= Scouting in Bulgaria =

The Scout movement of Bulgaria consists of several associations with slightly different aims. Among them are:
- Organizatsia na Bulgarskite Skauty (OBS), belonging to the World Organization of the Scout Movement, founded in 1995 with 2,711 members
- National Scout Organization of Bulgaria "Saint George" (Национална скаутска организация на България "Свети Георги", NSOB) were in contact with the Union Internationale des Guides et Scouts d'Europe from 2000 to 2005; this association was disbanded and currently it is under the name National Scout Organization of Bulgaria (Национална скаутска организация на България, НСОБ, NSOB)
- Bulgarska Skautska Organizatsiya, belonging to the World Federation of Independent Scouts (WFIS)

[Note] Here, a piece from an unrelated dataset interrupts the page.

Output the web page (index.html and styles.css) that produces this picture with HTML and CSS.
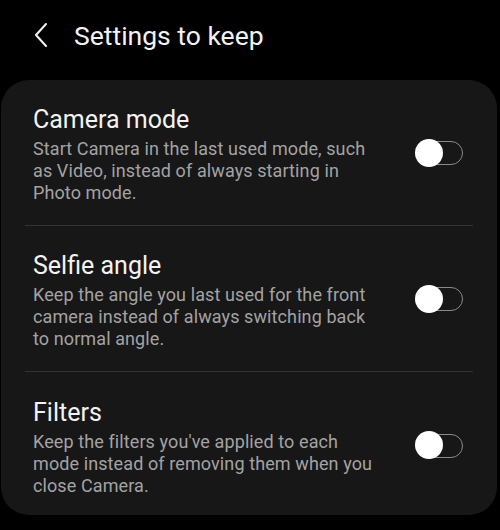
FILE: index.html
```html
<!DOCTYPE html>
<html lang="en">
<head>
    <meta charset="UTF-8">
    <meta name="viewport" content="width=device-width, initial-scale=1.0">
    <title>Settings to keep</title>
    <link rel="stylesheet" href="styles.css">
</head>
<body>
    <header class="top-bar">
        <span class="back-btn">
            <svg width="14" height="24" viewBox="0 0 14 24"><path d="M12 1 L2 12 L12 23" fill="none" stroke="#f2f2f2" stroke-width="2" stroke-linecap="round" stroke-linejoin="round"/></svg>
        </span>
        <h1 class="page-title">Settings to keep</h1>
    </header>

    <div class="card">
        <div class="setting-row">
            <div class="setting-text">
                <h2 class="setting-title">Camera mode</h2>
                <p class="setting-desc">Start Camera in the last used mode, such as Video, instead of always starting in Photo mode.</p>
            </div>
            <span class="switch"><span class="knob"></span></span>
        </div>
        <div class="setting-row">
            <div class="setting-text">
                <h2 class="setting-title">Selfie angle</h2>
                <p class="setting-desc">Keep the angle you last used for the front camera instead of always switching back to normal angle.</p>
            </div>
            <span class="switch"><span class="knob"></span></span>
        </div>
        <div class="setting-row">
            <div class="setting-text">
                <h2 class="setting-title">Filters</h2>
                <p class="setting-desc">Keep the filters you've applied to each mode instead of removing them when you close Camera.</p>
            </div>
            <span class="switch"><span class="knob"></span></span>
        </div>
    </div>
</body>
</html>
```

FILE: styles.css
```css
* {
    margin: 0;
    padding: 0;
    box-sizing: border-box;
    font-family: Roboto, "Noto Sans", sans-serif;
}

body {
    background: #000;
    color: #f2f2f2;
    width: 500px;
    height: 530px;
    overflow: hidden;
}

.top-bar {
    display: flex;
    align-items: center;
    height: 70px;
    padding-left: 34px;
}

.back-btn {
    display: flex;
    width: 40px;
}

.page-title {
    font-size: 26.5px;
    font-weight: 400;
}

.card {
    margin: 10px 3px 0 1px;
    background: #171717;
    border-radius: 28px;
    padding: 0 24px;
    height: 435px;
}

.setting-row {
    display: flex;
    align-items: center;
    padding: 25px 8px 21px;
    border-bottom: 1px solid #333;
    height: 146px;
}

.setting-row:last-child {
    border-bottom: none;
}

.setting-text {
    flex: 1;
}

.setting-title {
    font-size: 25px;
    font-weight: 400;
    line-height: 30px;
    margin-bottom: 3px;
}

.setting-desc {
    font-size: 18px;
    letter-spacing: 0.1px;
    line-height: 22px;
    color: #a3a3a3;
    width: 352px;
}

.switch {
    position: relative;
    width: 46px;
    height: 24px;
    border: 1.5px solid #8a8a8a;
    border-radius: 12px;
    margin-right: 2px;
    margin-bottom: 3px;
}

.knob {
    position: absolute;
    left: -3px;
    top: -3.5px;
    width: 28px;
    height: 28px;
    border-radius: 50%;
    background: #fff;
}
```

==International Scout units in Bulgaria==
Boy Scout Troop 359 was reactivated in January 2014, chartered under the American English Academy as part of the Transatlantic Council, Mediterranean District of BSA. In addition, there are USA Girl Scouts Overseas in Sofia, serviced by way of USAGSO headquarters in New York City. Girl Scout Junior and Cadette Troops meet weekly at the American English Academy. Cub Scout Pack 3359 is in the process of reactivation under the charter of American English Academy.

==Pioneer movements of the past==
- During the Communist period in Bulgaria, the pioneer movement Pioneri was the only allowed youth movement.